So today I want to share this thing I learned about mood words. You know, like when people say they feel “stressed” or “down” or “overwhelmed”?
Where it started
I was helping my buddy Dave through a rough patch last month. Dude lost his job and kept saying “I’m fine” all the time. But his eyes looked exhausted, he stopped texting back. One night he calls me sounding super flat, just repeating “Everything’s fine man, everything’s fine.”
That’s when I realized – holy crap, his words weren’t matching what he was actually feeling. How can I help if he won’t say how he’s really doing?
Trying something different
Next day I went over with pizza. Didn’t ask “how are you” – instead I said “what single word describes today for you?” He paused forever then mumbled: “Heavy.”
Boom. Suddenly we’re talking about how his chest feels like concrete blocks. How job applications make his hands shake. Real stuff.
Started doing this more:
- Asked my sister “where’s your mood at between 1-10?” when she looked tense
- Changed my work check-ins from “progress?” to “what color is your energy today?”

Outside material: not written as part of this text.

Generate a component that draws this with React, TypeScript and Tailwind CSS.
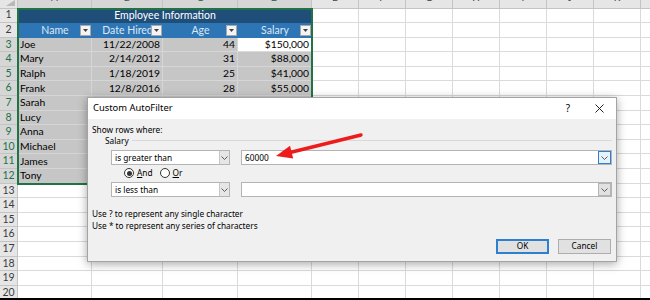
import React from 'react';

type Col = { letter: string; w: string; sel?: boolean };

const cols: Col[] = [
  { letter: 'A', w: 'w-[74px]', sel: true },
  { letter: 'B', w: 'w-[71px]', sel: true },
  { letter: 'C', w: 'w-[75px]', sel: true },
  { letter: 'D', w: 'w-[74px]', sel: true },
  { letter: 'E', w: 'w-[47px]' },
  { letter: 'F', w: 'w-[47px]' },
  { letter: 'G', w: 'w-[47px]' },
  { letter: 'H', w: 'w-[47px]' },
  { letter: 'I', w: 'w-[47px]' },
  { letter: 'J', w: 'w-[47px]' },
  { letter: 'K', w: 'w-[47px]' },
  { letter: 'L', w: 'w-[47px]' },
];

const emptyCols = cols.slice(4);

const people = [
  ['Joe', '11/22/2008', '44', '$150,000'],
  ['Mary', '2/14/2012', '31', '$88,000'],
  ['Ralph', '1/18/2019', '25', '$41,000'],
  ['Frank', '12/8/2016', '28', '$55,000'],
  ['Sarah', '3/5/2015', '36', '$72,000'],
  ['Lucy', '9/30/2017', '29', '$64,000'],
  ['Anna', '6/12/2010', '41', '$95,000'],
  ['Michael', '4/21/2014', '38', '$81,000'],
  ['James', '8/3/2018', '27', '$47,000'],
  ['Tony', '1/9/2011', '45', '$102,000'],
];

const RowHead: React.FC<{ n: number; sel?: boolean }> = ({ n, sel }) => (
  <div
    className={`w-[18px] shrink-0 h-full flex items-center justify-center border-r border-b text-[10.5px] ${
      sel ? 'bg-[#d6d6d6] text-[#217346] border-b-[#c4c4c4] border-r-[#217346]' : 'bg-[#e6e6e6] text-[#3c3c3c] border-[#c4c4c4]'
    }`}
  >
    {n}
  </div>
);

const EmptyCells = () => (
  <>
    {emptyCols.map((c) => (
      <div key={c.letter} className={`${c.w} shrink-0 h-full border-r border-b border-[#dadada]`} />
    ))}
  </>
);

const FilterBtn = () => (
  <div className="absolute right-[1px] top-[2px] w-[11px] h-[11px] bg-[#f4f4f4] border border-[#a8a8a8] flex items-center justify-center">
    <svg width="5" height="3" viewBox="0 0 5 3">
      <polygon points="0,0 5,0 2.5,3" fill="#404040" />
    </svg>
  </div>
);

const Chevron = () => (
  <svg width="7" height="4" viewBox="0 0 7 4">
    <polyline points="0.5,0.5 3.5,3.5 6.5,0.5" fill="none" stroke="#5a5a5a" strokeWidth="1" />
  </svg>
);

const Combo: React.FC<{ text: string }> = ({ text }) => (
  <div className="w-[119px] h-[15px] bg-white border border-[#b4b4b4] flex items-stretch">
    <span className="flex-1 pl-[3px] leading-[13px] whitespace-nowrap overflow-hidden">{text}</span>
    <div className="w-[10px] bg-[#e6e6e6] border-l border-[#c8c8c8] flex items-center justify-center">
      <Chevron />
    </div>
  </div>
);

const ValueBox: React.FC<{ text?: string; focused?: boolean }> = ({ text, focused }) => (
  <div className="flex-1 h-[15px] bg-white border border-[#b4b4b4] flex items-stretch">
    <span className="flex-1 pl-[3px] leading-[13px]">{text}</span>
    <div
      className={`w-[13px] flex items-center justify-center border ${
        focused ? 'bg-[#e5f1fb] border-[#2f7fd0]' : 'bg-[#e1e1e1] border-[#b4b4b4]'
      }`}
    >
      <Chevron />
    </div>
  </div>
);

const Radio: React.FC<{ checked?: boolean }> = ({ checked }) => (
  <div className="w-[10px] h-[10px] rounded-full border border-[#333] bg-white flex items-center justify-center">
    {checked && <div className="w-[5px] h-[5px] rounded-full bg-[#333]" />}
  </div>
);

const App: React.FC = () => {
  return (
    <div className="relative w-[650px] h-[300px] overflow-hidden bg-white border-b-2 border-black font-[Lato,sans-serif] text-[10.3px] text-black">
      {/* column letters */}
      <div className="flex h-[8.5px]">
        <div className="w-[18px] shrink-0 h-full bg-[#e6e6e6] border-r border-b border-[#c4c4c4] flex justify-end items-start pr-[2px]">
          <svg width="9" height="6" viewBox="0 0 9 6">
            <polygon points="0,6 9,6 9,0" fill="#b8b8b8" />
          </svg>
        </div>
        {cols.map((c) => (
          <div
            key={c.letter}
            className={`${c.w} shrink-0 h-full overflow-hidden flex items-end justify-center border-r border-b text-[10px] ${
              c.sel ? 'bg-[#d6d6d6] text-[#2b5d3d] border-r-[#c4c4c4] border-b-[#217346]' : 'bg-[#e6e6e6] text-[#444] border-[#c4c4c4]'
            }`}
          >
            <span className="leading-[14px] mb-[4px]">{c.letter}</span>
          </div>
        ))}
      </div>

      {/* row 1 */}
      <div className="flex h-[14.6px]">
        <RowHead n={1} />
        <div className="w-[294px] shrink-0 h-full bg-[#1f4e78] text-white flex items-center justify-center text-[10.5px]">
          Employee Information
        </div>
        <EmptyCells />
      </div>

      {/* row 2 */}
      <div className="flex h-[14.6px]">
        <RowHead n={2} />
        {['Name', 'Date Hired', 'Age', 'Salary'].map((h, i) => (
          <div
            key={h}
            className={`${cols[i].w} shrink-0 h-full relative bg-[#2e75b6] text-[#dce8f5] flex items-center justify-center text-[10.5px]`}
          >
            {h}
            <FilterBtn />
          </div>
        ))}
        <EmptyCells />
      </div>

      {/* data rows */}
      {people.map((p, r) => (
        <div key={p[0]} className="flex h-[14.6px]">
          <RowHead n={r + 3} sel />
          {p.map((v, i) => {
            const active = r === 0 && i === 3;
            return (
              <div
                key={i}
                className={`${cols[i].w} shrink-0 h-full flex items-center px-[2px] whitespace-nowrap overflow-hidden border-r border-b ${
                  i === 0 ? 'justify-start' : 'justify-end'
                } ${active ? 'bg-white border-[#dadada]' : 'bg-[#c6c6c6] border-[#d6d6d6]'}`}
              >
                {v}
              </div>
            );
          })}
          <EmptyCells />
        </div>
      ))}

      {/* empty rows */}
      {[13, 14, 15, 16, 17, 18, 19, 20].map((n) => (
        <div key={n} className="flex h-[14.6px]">
          <RowHead n={n} />
          {cols.slice(0, 4).map((c) => (
            <div key={c.letter} className={`${c.w} shrink-0 h-full border-r border-b border-[#dadada]`} />
          ))}
          <EmptyCells />
        </div>
      ))}

      {/* selection outline */}
      <div className="absolute left-[17px] top-[7.5px] w-[296px] h-[177px] border-2 border-[#217346] pointer-events-none" />

      {/* dialog */}
      <div className="absolute left-[87px] top-[97px] w-[530px] h-[165px] bg-[#f0f0f0] border border-[#a3a3a3] shadow-[0_2px_9px_rgba(0,0,0,0.35)] font-['Noto_Sans',sans-serif] text-[8.3px] text-black flex flex-col">
        <div className="h-[21px] bg-white flex items-center pl-[5px] pr-[12px] shrink-0">
          <span className="flex-1 text-[9.4px]">Custom AutoFilter</span>
          <span className="text-[10px] mr-[25px]">?</span>
          <svg width="9" height="9" viewBox="0 0 9 9">
            <path d="M0.5 0.5 L8.5 8.5 M8.5 0.5 L0.5 8.5" stroke="#222" strokeWidth="1" />
          </svg>
        </div>

        <div className="flex flex-col">
          <div className="mt-[5px] leading-[11px] pl-[4px]">Show rows where:</div>
          <div className="flex items-center leading-[11px] pl-[17px] pr-[4px]">
            <span>Salary</span>
            <div className="flex-1 ml-[3px] border-t border-[#d9d9d9]" />
          </div>

          <div className="flex mt-[4px] pl-[23px] pr-[4px] gap-[11px]">
            <Combo text="is greater than" />
            <ValueBox text="60000" focused />
          </div>

          <div className="flex items-center h-[14px] mt-[1px] pl-[36px]">
            <Radio checked />
            <span className="ml-[3px]">
              <span className="underline">A</span>nd
            </span>
            <div className="ml-[7px]">
              <Radio />
            </div>
            <span className="ml-[3px]">
              <span className="underline">O</span>r
            </span>
          </div>

          <div className="flex mt-[2px] pl-[23px] pr-[4px] gap-[11px]">
            <Combo text="is less than" />
            <ValueBox />
          </div>

          <div className="mt-[11px] leading-[12px] pl-[4px]">Use ? to represent any single character</div>
          <div className="leading-[12px] pl-[4px]">Use * to represent any series of characters</div>

          <div className="flex justify-end gap-[9px] mt-[7px] pr-[5px]">
            <div className="w-[53px] h-[15px] bg-[#e1e1e1] border-2 border-[#2f7fd0] flex items-center justify-center">OK</div>
            <div className="w-[53px] h-[15px] bg-[#e1e1e1] border border-[#adadad] flex items-center justify-center">Cancel</div>
          </div>
        </div>
      </div>

      {/* red arrow */}
      <svg className="absolute left-0 top-0 pointer-events-none" width="650" height="300" viewBox="0 0 650 300">
        <line x1="361" y1="135" x2="290" y2="152.5" stroke="#ee1b1b" strokeWidth="3.4" strokeLinecap="round" />
        <polygon points="276,156 290,145.8 293.2,158.6" fill="#ee1b1b" />
      </svg>
    </div>
  );
};

export default App;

- Kept a mood word journal for myself every morning
The big surprise
This tiny language shift changed absolutely everything:
- My wife told me “empty” after her mom’s surgery – I finally realized she needed help cooking meals
- My teammate said “trapped” during deadline stress – we found out he was scared to ask for extensions
- Personally, writing “foggy” in my journal 4 days straight made me realize I needed a damn vacation
The kicker? Most people don’t even know how to name their feelings. Asking for mood words gives them permission to be real without feeling dramatic. “Stuck” feels safer than “depressed.” “Wobbly” beats “anxious” for lots of folks.
Been three months now. Still using mood words daily. Dave’s calling his feelings “prickly” instead of “fine.” Still blows my mind that one stupid word choice can crack open real support.